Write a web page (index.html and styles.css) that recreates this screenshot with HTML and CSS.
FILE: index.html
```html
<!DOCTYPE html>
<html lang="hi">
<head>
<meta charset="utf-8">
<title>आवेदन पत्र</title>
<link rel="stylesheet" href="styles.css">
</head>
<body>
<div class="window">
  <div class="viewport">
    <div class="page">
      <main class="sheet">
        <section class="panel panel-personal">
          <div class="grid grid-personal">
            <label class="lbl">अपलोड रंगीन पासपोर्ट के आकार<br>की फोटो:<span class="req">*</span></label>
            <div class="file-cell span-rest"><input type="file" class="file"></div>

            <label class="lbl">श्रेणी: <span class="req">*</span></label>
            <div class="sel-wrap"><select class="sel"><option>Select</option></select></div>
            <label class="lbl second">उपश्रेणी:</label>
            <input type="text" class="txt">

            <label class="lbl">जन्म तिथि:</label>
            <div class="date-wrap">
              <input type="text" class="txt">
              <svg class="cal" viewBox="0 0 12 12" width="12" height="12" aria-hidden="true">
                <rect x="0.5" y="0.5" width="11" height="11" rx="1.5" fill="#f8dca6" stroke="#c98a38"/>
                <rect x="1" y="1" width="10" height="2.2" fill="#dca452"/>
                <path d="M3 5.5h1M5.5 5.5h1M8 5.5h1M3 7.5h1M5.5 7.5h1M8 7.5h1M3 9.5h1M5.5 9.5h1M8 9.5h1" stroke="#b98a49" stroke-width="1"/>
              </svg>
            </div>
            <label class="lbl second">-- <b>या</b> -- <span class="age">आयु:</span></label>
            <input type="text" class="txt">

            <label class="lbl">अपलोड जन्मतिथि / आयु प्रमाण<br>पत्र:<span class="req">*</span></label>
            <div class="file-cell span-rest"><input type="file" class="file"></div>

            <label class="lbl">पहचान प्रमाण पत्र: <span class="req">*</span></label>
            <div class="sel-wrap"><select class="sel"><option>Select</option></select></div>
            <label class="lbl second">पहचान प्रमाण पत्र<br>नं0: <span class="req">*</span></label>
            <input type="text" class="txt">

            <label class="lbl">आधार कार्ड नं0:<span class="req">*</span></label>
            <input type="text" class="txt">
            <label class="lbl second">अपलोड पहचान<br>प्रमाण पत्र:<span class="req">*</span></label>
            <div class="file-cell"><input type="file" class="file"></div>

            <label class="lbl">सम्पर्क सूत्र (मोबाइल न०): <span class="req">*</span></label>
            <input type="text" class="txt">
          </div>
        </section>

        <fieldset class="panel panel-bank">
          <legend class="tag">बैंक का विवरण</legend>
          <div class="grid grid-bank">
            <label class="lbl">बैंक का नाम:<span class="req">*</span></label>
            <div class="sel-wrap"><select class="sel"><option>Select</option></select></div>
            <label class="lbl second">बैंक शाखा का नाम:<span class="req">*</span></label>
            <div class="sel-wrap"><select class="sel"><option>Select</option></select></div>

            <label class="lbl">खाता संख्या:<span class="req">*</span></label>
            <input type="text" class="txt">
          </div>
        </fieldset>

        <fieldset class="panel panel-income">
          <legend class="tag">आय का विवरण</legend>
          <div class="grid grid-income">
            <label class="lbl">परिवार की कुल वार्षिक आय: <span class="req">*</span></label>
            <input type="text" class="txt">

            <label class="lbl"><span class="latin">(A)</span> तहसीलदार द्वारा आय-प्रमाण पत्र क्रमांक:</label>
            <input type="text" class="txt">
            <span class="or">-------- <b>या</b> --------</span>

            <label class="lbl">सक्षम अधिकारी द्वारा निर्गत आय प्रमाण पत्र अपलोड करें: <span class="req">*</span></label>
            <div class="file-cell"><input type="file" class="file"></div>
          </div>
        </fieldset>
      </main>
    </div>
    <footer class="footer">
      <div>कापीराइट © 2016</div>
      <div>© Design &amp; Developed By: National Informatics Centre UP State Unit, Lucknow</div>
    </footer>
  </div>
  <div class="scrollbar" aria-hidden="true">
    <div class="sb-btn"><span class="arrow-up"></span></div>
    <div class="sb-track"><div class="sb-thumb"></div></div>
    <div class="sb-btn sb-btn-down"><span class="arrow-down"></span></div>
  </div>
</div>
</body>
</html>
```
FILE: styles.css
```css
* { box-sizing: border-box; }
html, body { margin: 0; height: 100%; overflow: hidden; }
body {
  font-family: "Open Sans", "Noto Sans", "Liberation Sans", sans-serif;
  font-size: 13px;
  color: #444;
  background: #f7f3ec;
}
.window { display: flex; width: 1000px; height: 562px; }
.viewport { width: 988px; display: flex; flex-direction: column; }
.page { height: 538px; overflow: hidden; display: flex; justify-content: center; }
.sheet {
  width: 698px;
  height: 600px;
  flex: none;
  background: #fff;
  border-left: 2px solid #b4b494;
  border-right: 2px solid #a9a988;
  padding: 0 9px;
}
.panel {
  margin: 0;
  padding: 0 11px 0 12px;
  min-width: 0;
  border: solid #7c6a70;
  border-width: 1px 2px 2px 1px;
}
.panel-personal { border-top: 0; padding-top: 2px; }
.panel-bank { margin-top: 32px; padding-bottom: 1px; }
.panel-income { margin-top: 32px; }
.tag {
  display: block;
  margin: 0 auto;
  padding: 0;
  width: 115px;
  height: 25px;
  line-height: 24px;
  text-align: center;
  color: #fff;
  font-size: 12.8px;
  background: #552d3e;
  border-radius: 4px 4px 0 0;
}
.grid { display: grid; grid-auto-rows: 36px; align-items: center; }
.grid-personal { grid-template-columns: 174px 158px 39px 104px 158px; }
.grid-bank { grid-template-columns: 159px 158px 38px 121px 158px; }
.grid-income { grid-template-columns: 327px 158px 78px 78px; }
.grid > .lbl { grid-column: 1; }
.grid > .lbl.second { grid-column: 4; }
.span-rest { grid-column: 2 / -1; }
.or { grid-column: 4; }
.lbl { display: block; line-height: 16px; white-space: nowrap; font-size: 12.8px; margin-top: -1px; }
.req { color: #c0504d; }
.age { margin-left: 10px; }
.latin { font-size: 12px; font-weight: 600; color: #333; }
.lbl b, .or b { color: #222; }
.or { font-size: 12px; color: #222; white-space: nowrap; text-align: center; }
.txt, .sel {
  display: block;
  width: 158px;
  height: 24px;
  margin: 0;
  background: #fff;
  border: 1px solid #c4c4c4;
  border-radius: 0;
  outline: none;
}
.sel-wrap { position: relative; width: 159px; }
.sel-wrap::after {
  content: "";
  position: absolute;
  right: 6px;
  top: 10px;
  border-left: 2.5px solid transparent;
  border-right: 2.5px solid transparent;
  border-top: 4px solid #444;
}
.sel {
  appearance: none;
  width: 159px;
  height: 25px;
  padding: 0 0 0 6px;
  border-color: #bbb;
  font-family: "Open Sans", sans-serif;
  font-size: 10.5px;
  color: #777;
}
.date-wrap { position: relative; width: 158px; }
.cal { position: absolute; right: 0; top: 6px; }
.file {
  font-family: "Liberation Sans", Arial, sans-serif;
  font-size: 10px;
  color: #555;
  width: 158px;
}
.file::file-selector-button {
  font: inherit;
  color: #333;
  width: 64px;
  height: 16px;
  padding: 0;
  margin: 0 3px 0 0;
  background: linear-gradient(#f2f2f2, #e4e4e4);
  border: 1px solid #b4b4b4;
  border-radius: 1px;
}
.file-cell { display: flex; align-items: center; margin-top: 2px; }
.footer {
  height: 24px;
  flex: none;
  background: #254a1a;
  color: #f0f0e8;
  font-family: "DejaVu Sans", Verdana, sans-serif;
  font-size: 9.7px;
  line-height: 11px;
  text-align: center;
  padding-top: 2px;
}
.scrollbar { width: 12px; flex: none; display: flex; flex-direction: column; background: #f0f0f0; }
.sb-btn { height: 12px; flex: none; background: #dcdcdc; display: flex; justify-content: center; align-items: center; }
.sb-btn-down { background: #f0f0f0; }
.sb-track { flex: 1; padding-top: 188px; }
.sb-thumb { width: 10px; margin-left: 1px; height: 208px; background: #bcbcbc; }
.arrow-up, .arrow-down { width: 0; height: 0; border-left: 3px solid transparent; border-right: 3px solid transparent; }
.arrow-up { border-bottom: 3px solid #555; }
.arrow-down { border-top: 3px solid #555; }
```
• • • • •
SET TASK: Copy each line above containing the string "page".

SOLUTION:
Write a web page (index.html and styles.css) that recreates this screenshot with HTML and CSS.
    <div class="page">
.page { height: 538px; overflow: hidden; display: flex; justify-content: center; }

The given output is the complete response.